Early efforts focused on legal, scientific, technological, and administrative vocabulary. Rather than translating directly between two Indian languages, the system relies on what linguists call a pivot language. "If we give an input for translating a Gujarati word into Bengali, the system first compares the Gujarati word to English or Hindi, which have far larger training corpora, and then maps that to Bengali, before generating the final translation. But for Bhashini, the larger goal is to improve direct Indian language-to-Indian language translation, and that demands much stronger parallel sentence data, rigorous evaluation, and terminology control," said one team member.
Linguists' Indispensable Role
A major part of generative AI involves predicting the next word in a sentence — an ability that only becomes reliable when the AI deeply understands a language's syntax. This is where linguists become indispensable. They set terminology and style guidelines, review outputs for fluency and adequacy, and help the system navigate the natural variation in real-world usage.
Gujarati, like most Indian languages, follows a subject-object-verb sentence structure — quite different from English's subject-verb-object order — and teams must define a standard register while carefully documenting acceptable dialectal variations, from Surti to Kathiawadi, rather than imposing a single "correct" form. Finally, all data must be labelled and structured so that the AI can use it for interactive purposes, allowing native Gujarati speakers to query government repositories or converse with digital systems entirely in their own language.
The Building Blocks of AI Language Learning
- Data collection: Models are trained on large monolingual corpora drawn from books, news websites, government documents, online articles, and voice samples, supplemented by parallel sentence pairs across language pairs.
- Cleaning and standardization: Scientists remove noise and duplicates, and normalize spelling, script, punctuation, and formatting for consistency.
- Finding and teaching comparable data: The system first learns to match exact equivalent words across languages, then moves to structure and grammar. Source sentences are matched with target sentences, and quality checks are applied throughout.
- Tokenization: Words are broken down into smaller units called tokens, allowing the model to process each element individually and handle rare words and morphologically complex forms.
- Training the neural machine translation (NMT) model: A transformer-based system is trained to transfer meaning at the sentence level, generating translations one token at a time.

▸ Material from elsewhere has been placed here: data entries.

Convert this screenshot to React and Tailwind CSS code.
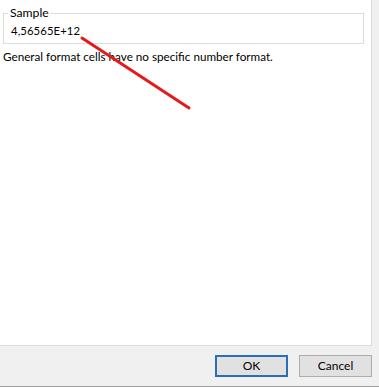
export default function App() {
  return (
    <div className="relative w-[379px] h-[387px] bg-[#f0f0f0] overflow-hidden flex flex-col" style={{ fontFamily: 'Lato, "Noto Sans", sans-serif' }}>
      <div className="flex h-[346px]">
        <div className="w-[372px] bg-white border-r border-b border-[#dcdcdc] pt-[13px] pl-[3px]">
          <div className="relative w-[361px] h-[31px] border border-[#dcdcdc]">
            <span className="absolute -top-[8px] left-[4px] bg-white px-[2px] text-[12.2px] leading-[14px] text-black">Sample</span>
            <div className="pt-[10px] pl-[7px] text-[11.3px] leading-[14px] text-black tracking-[0.1px]">4,56565E+12</div>
          </div>
          <div className="mt-[5px] text-[11.7px] leading-[14px] text-black">General format cells have no specific number format.</div>
        </div>
        <div className="flex-1 bg-[#f0f0f0]" />
      </div>
      <div className="flex-1 flex justify-end items-start pt-[9px] pr-[7px] gap-[11px] border-b border-[#a0a0a0]">
        <button className="w-[73px] h-[22px] border-2 border-[#2a6fb6] bg-[#e1e1e1] text-[12px] text-black flex items-center justify-center">OK</button>
        <button className="w-[73px] h-[22px] border border-[#adadad] bg-[#e1e1e1] text-[12px] text-black flex items-center justify-center">Cancel</button>
      </div>
      <svg className="absolute left-0 top-0" width="379" height="387">
        <line x1="82" y1="38" x2="189" y2="108" stroke="#e51b1b" strokeWidth="3" strokeLinecap="round" />
      </svg>
    </div>
  );
}
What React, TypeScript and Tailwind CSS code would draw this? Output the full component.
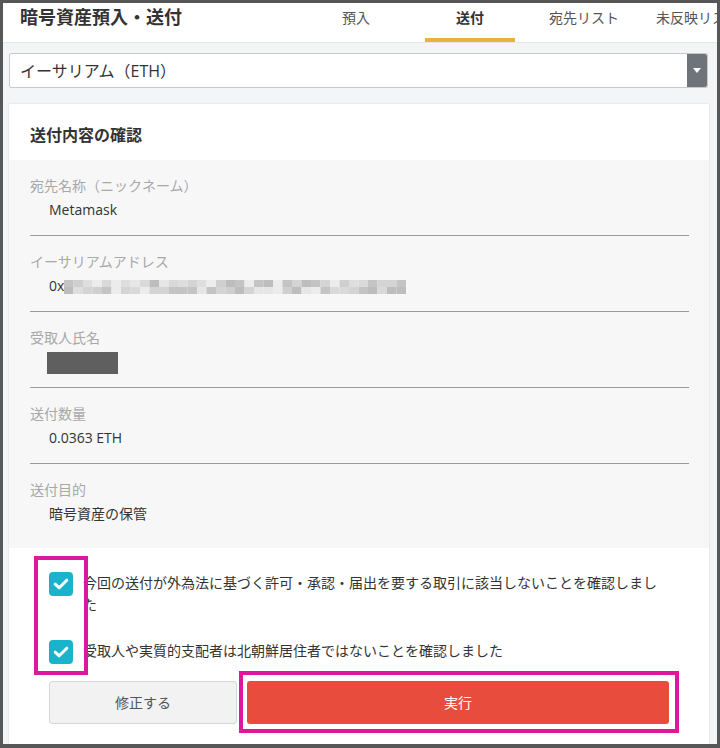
import React from "react";

const FONT = "'Open Sans', 'Noto Sans CJK JP', sans-serif";

const mosaicCols = 36;
function shade(i: number) {
  const v = Math.abs(Math.sin(i * 12.9898) * 43758.5453) % 1;
  const palette = ["#e6e6e6", "#d9d9d9", "#cfcfcf", "#dedede", "#c4c4c4", "#ececec", "#bdbdbd", "#d4d4d4"];
  return palette[Math.floor(v * palette.length)];
}

function Mosaic() {
  const cells: React.ReactNode[] = [];
  for (let r = 0; r < 2; r++) {
    for (let c = 0; c < mosaicCols; c++) {
      cells.push(
        <rect key={`${r}-${c}`} x={c * 9.5} y={r * 7} width={9.5} height={7} fill={shade(r * 100 + c + 3)} />
      );
    }
  }
  return (
    <svg width="342" height="14" viewBox="0 0 342 14" className="block">
      {cells}
    </svg>
  );
}

function Check() {
  return (
    <div className="w-[24px] h-[24px] rounded-[4px] bg-[#1ab3cc] flex items-center justify-center shrink-0">
      <svg width="18" height="18" viewBox="0 0 18 18">
        <path d="M3.2 9.2 L7.2 12.8 L14.8 5.2" fill="none" stroke="#fff" strokeWidth="3" strokeLinecap="round" strokeLinejoin="round" />
      </svg>
    </div>
  );
}

function Item({ label, children, last }: { label: string; children: React.ReactNode; last?: boolean }) {
  return (
    <div className={last ? "pt-[16px] pb-[24px]" : "pt-[16px] pb-[15px] border-b border-[#9a9a9a]"}>
      <div className="text-[14px] leading-[20px] text-[#a8a8a8]">{label}</div>
      <div className="mt-[4px] pl-[19px] text-[14px] leading-[20px] text-[#333]">{children}</div>
    </div>
  );
}

export default function App() {
  return (
    <div className="relative w-[720px] h-[748px] bg-[#575757] pt-[3px] pl-[3px] pr-[3px] pb-[4px]" style={{ fontFamily: FONT }}>
      <div className="h-full w-full bg-[#f4f5f7] overflow-hidden flex flex-col">
        {/* Header */}
        <div className="h-[40px] bg-white border-b border-[#e4e6e8] flex shrink-0 overflow-hidden">
          <div className="pl-[17px] h-[28px] flex items-center text-[18px] font-bold text-[#333] whitespace-nowrap">
            暗号資産預入・送付
          </div>
          <div className="ml-[129px] flex gap-[24px]">
            {[
              { t: "預入", a: false },
              { t: "送付", a: true },
              { t: "宛先リスト", a: false },
              { t: "未反映リスト", a: false },
            ].map((x) => (
              <div key={x.t} className="w-[90px] shrink-0 flex flex-col h-[39px]">
                <div className={`h-[28px] flex items-center justify-center text-[14px] whitespace-nowrap ${x.a ? "font-bold text-[#333]" : "text-[#555]"}`}>
                  {x.t}
                </div>
                <div className="flex-1" />
                <div className={`h-[4px] ${x.a ? "bg-[#e9b23a]" : ""}`} />
              </div>
            ))}
          </div>
        </div>

        {/* Select */}
        <div className="mt-[10px] ml-[6px] mr-[9px] h-[35px] bg-white border border-[#c9c9c9] rounded-[2px] flex items-stretch shrink-0">
          <div className="flex-1 flex items-center pl-[10px] text-[16px] text-[#333]">イーサリアム（ETH）</div>
          <div className="w-[20px] bg-[#6f747b] flex items-center justify-center rounded-r-[2px]">
            <svg width="8" height="6" viewBox="0 0 8 6">
              <path d="M0 0 L8 0 L4 5 Z" fill="#fff" />
            </svg>
          </div>
        </div>

        {/* Card */}
        <div className="mt-[16px] ml-[6px] w-[700px] flex-1 bg-white shadow-[0_0_2px_rgba(0,0,0,0.12)] flex flex-col">
          <div className="h-[56px] pl-[21px] pt-[6px] flex items-center text-[16px] font-bold text-[#333]">送付内容の確認</div>
          <div className="bg-[#f7f7f7] pl-[21px] pr-[20px]">
            <Item label="宛先名称（ニックネーム）">Metamask</Item>
            <Item label="イーサリアムアドレス">
              <div className="flex items-center h-[20px]">
                <span>0x</span>
                <div className="mt-[2px]">
                  <Mosaic />
                </div>
              </div>
            </Item>
            <Item label="受取人氏名">
              <div className="h-[20px] -ml-[2px]">
                <div className="mt-[2px] w-[71px] h-[22px] bg-[#5f5f5f]" />
              </div>
            </Item>
            <Item label="送付数量">0.0363 ETH</Item>
            <Item label="送付目的" last>暗号資産の保管</Item>
          </div>

          <div className="pl-[40px] pt-[24px]">
            <div className="flex gap-[10px]">
              <Check />
              <div className="w-[580px] text-[14px] leading-[22px] text-[#333]">
                今回の送付が外為法に基づく許可・承認・届出を要する取引に該当しないことを確認しました
              </div>
            </div>
            <div className="flex gap-[10px] mt-[24px]">
              <Check />
              <div className="text-[14px] leading-[22px] text-[#333]">
                受取人や実質的支配者は北朝鮮居住者ではないことを確認しました
              </div>
            </div>
            <div className="flex gap-[10px] mt-[17px]">
              <div className="w-[188px] h-[43px] bg-[#f2f2f2] border border-[#d8d8d8] rounded-[3px] flex items-center justify-center text-[14px] text-[#555]">
                修正する
              </div>
              <div className="w-[422px] h-[43px] bg-[#e84c3d] rounded-[3px] flex items-center justify-center text-[14px] text-white">
                実行
              </div>
            </div>
          </div>
        </div>
      </div>

      {/* Highlight overlays */}
      <div className="absolute left-[34px] top-[556px] w-[54px] h-[119px] border-[4px] border-[#e0169c]" />
      <div className="absolute left-[239px] top-[671px] w-[440px] h-[62px] border-[4px] border-[#e0169c]" />
    </div>
  );
}
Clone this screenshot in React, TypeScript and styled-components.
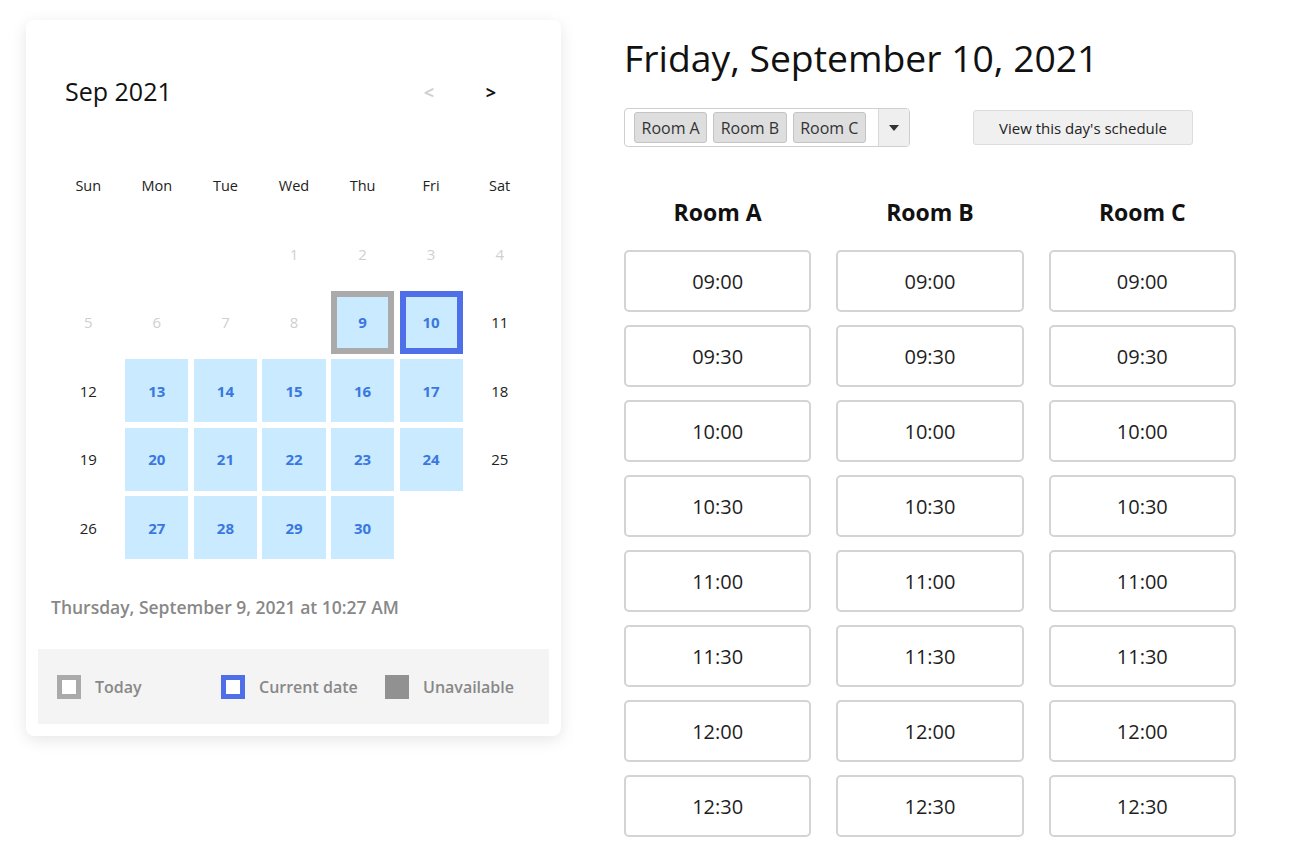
import React from "react";
import styled, { createGlobalStyle, css } from "styled-components";

const Global = createGlobalStyle`
  html, body { margin: 0; padding: 0; background: #fff; }
  body { font-family: "Open Sans", "Noto Sans", Arial, sans-serif; color: #111; }
  * { box-sizing: border-box; }
`;

const Page = styled.div`
  display: flex;
  align-items: flex-start;
  gap: 63px;
  padding: 20px 0 0 26px;
`;

const Card = styled.div`
  width: 535px;
  background: #fff;
  border-radius: 8px;
  box-shadow: 0 4px 16px rgba(0, 0, 0, 0.1);
  padding: 0 12px 12px;
  display: flex;
  flex-direction: column;
`;

const CalHeader = styled.div`
  height: 119px;
  margin-top: 12px;
  display: flex;
  align-items: center;
  padding-left: 27px;
`;

const MonthLabel = styled.div`
  font-size: 25px;
  color: #111;
  flex: 1;
  margin-top: -2px;
`;

const NavBtn = styled.span<{ $disabled?: boolean }>`
  width: 62px;
  text-align: center;
  font-size: 18px;
  font-weight: 700;
  color: ${(p) => (p.$disabled ? "#d0d0d0" : "#111")};
  &:last-child { margin-right: 27px; }
`;

const Grid = styled.div`
  margin: 0 16px;
  width: 480px;
  display: grid;
  grid-template-columns: repeat(7, 1fr);
  grid-auto-rows: 68.5px;
`;

const WeekDay = styled.div`
  display: flex;
  align-items: center;
  justify-content: center;
  font-size: 14.5px;
  color: #222;
`;

type DayKind = "empty" | "past" | "normal" | "avail";

const Day = styled.div<{ $kind: DayKind; $mark?: "today" | "current" }>`
  margin: 2.75px;
  display: flex;
  align-items: center;
  justify-content: center;
  font-size: 15px;
  color: #222;
  ${(p) =>
    p.$kind === "past" &&
    css`
      color: #cfcfcf;
    `}
  ${(p) =>
    p.$kind === "avail" &&
    css`
      background: #c9eaff;
      color: #3a78e0;
      font-weight: 700;
    `}
  ${(p) =>
    p.$mark === "today" &&
    css`
      border: 6px solid #aaaaaa;
    `}
  ${(p) =>
    p.$mark === "current" &&
    css`
      border: 6px solid #4f6fe9;
    `}
`;

const NowText = styled.div`
  margin-top: 34px;
  padding-left: 13px;
  font-size: 17.5px;
  font-weight: 600;
  color: #888;
  line-height: 22px;
`;

const Legend = styled.div`
  margin-top: 31px;
  height: 75px;
  background: #f4f4f4;
  display: flex;
  align-items: center;
  padding-left: 19px;
`;

const LegendItem = styled.div`
  width: 164px;
  display: flex;
  align-items: center;
  gap: 14px;
  font-size: 16px;
  font-weight: 600;
  color: #888;
`;

const Swatch = styled.span<{ $kind: "today" | "current" | "unavailable" }>`
  width: 24px;
  height: 24px;
  flex: none;
  ${(p) =>
    p.$kind === "today"
      ? css`
          border: 5px solid #aaaaaa;
          background: #fff;
        `
      : p.$kind === "current"
      ? css`
          border: 5px solid #4f6fe9;
          background: #fff;
        `
      : css`
          background: #919191;
        `}
`;

const Right = styled.div`
  display: flex;
  flex-direction: column;
  width: 612px;
`;

const Title = styled.h1`
  margin: 12px 0 0 0;
  font-size: 37.3px;
  font-weight: 400;
  line-height: 52px;
  color: #111;
`;

const Toolbar = styled.div`
  margin-top: 24px;
  display: flex;
  align-items: center;
  gap: 63px;
`;

const MultiSelect = styled.div`
  width: 286px;
  height: 39px;
  border: 1px solid #cfcfcf;
  border-radius: 4px;
  display: flex;
  align-items: stretch;
  overflow: hidden;
`;

const Chips = styled.div`
  flex: 1;
  display: flex;
  align-items: center;
  gap: 6px;
  padding-left: 9px;
`;

const Chip = styled.span`
  height: 31px;
  padding: 0 6.5px;
  display: flex;
  align-items: center;
  background: #dedede;
  border: 1px solid #c4c4c4;
  border-radius: 3px;
  font-size: 16px;
  color: #333;
`;

const Caret = styled.div`
  width: 31px;
  border-left: 1px solid #d8d8d8;
  background: #efefef;
  display: flex;
  align-items: center;
  justify-content: center;
`;

const ViewBtn = styled.button`
  width: 220px;
  height: 35px;
  background: #f0f0f0;
  border: 1px solid #dcdcdc;
  border-radius: 3px;
  font-family: inherit;
  font-size: 15px;
  color: #222;
  padding: 0;
`;

const Rooms = styled.div`
  margin-top: 50px;
  display: grid;
  grid-template-columns: repeat(3, 1fr);
  column-gap: 25px;
`;

const RoomCol = styled.div`
  display: flex;
  flex-direction: column;
  gap: 13px;
`;

const RoomName = styled.div`
  text-align: center;
  font-size: 23px;
  font-weight: 700;
  line-height: 30px;
  margin-bottom: 10px;
  color: #111;
`;

const Slot = styled.div`
  height: 62px;
  border: 2px solid #d4d4d4;
  border-radius: 5px;
  display: flex;
  align-items: center;
  justify-content: center;
  font-size: 20px;
  font-weight: 500;
  color: #1e1e1e;
`;

const weekdays = ["Sun", "Mon", "Tue", "Wed", "Thu", "Fri", "Sat"];
const times = ["09:00", "09:30", "10:00", "10:30", "11:00", "11:30", "12:00", "12:30"];

function dayKind(d: number): DayKind {
  if (d < 9) return "past";
  const dow = (d + 2) % 7; // Sep 1 2021 is a Wednesday
  if (dow === 0 || dow === 6) return "normal";
  return "avail";
}

export default function App() {
  const cells: React.ReactNode[] = [];
  for (let i = 0; i < 3; i++) cells.push(<Day key={`e${i}`} $kind="empty" />);
  for (let d = 1; d <= 30; d++) {
    const mark = d === 9 ? "today" : d === 10 ? "current" : undefined;
    cells.push(
      <Day key={d} $kind={dayKind(d)} $mark={mark}>
        {d}
      </Day>
    );
  }
  return (
    <>
      <Global />
      <Page>
        <Card>
          <CalHeader>
            <MonthLabel>Sep 2021</MonthLabel>
            <NavBtn $disabled>&lt;</NavBtn>
            <NavBtn>&gt;</NavBtn>
          </CalHeader>
          <Grid>
            {weekdays.map((w) => (
              <WeekDay key={w}>{w}</WeekDay>
            ))}
            {cells}
          </Grid>
          <NowText>Thursday, September 9, 2021 at 10:27 AM</NowText>
          <Legend>
            <LegendItem>
              <Swatch $kind="today" />
              Today
            </LegendItem>
            <LegendItem>
              <Swatch $kind="current" />
              Current date
            </LegendItem>
            <LegendItem>
              <Swatch $kind="unavailable" />
              Unavailable
            </LegendItem>
          </Legend>
        </Card>
        <Right>
          <Title>Friday, September 10, 2021</Title>
          <Toolbar>
            <MultiSelect>
              <Chips>
                <Chip>Room A</Chip>
                <Chip>Room B</Chip>
                <Chip>Room C</Chip>
              </Chips>
              <Caret>
                <svg width="10" height="6" viewBox="0 0 10 6">
                  <path d="M0 0 L10 0 L5 6 Z" fill="#333" />
                </svg>
              </Caret>
            </MultiSelect>
            <ViewBtn>View this day's schedule</ViewBtn>
          </Toolbar>
          <Rooms>
            {["Room A", "Room B", "Room C"].map((r) => (
              <RoomCol key={r}>
                <RoomName>{r}</RoomName>
                {times.map((t) => (
                  <Slot key={t}>{t}</Slot>
                ))}
              </RoomCol>
            ))}
          </Rooms>
        </Right>
      </Page>
    </>
  );
}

- Employing neural networks: The neural network begins predicting the next word and completing sentences, improving in accuracy through repeated exposure to data.
- Beta testing and limited deployment: Once initial benchmarks are met, the model is connected to major databases and the broader internet, where it continues learning autonomously within defined parameters, developing a progressively deeper understanding of the language.
- Transfer learning and execution: The model learns from existing data through knowledge transfer (for example, from Hindi to Gujarati) on a multilingual platform at regular intervals. It is assessed through metrics and human review, fine-tuned for specific domains such as medical or legal, and then deployed. Ongoing updates enable it to incorporate feedback and support real-time training.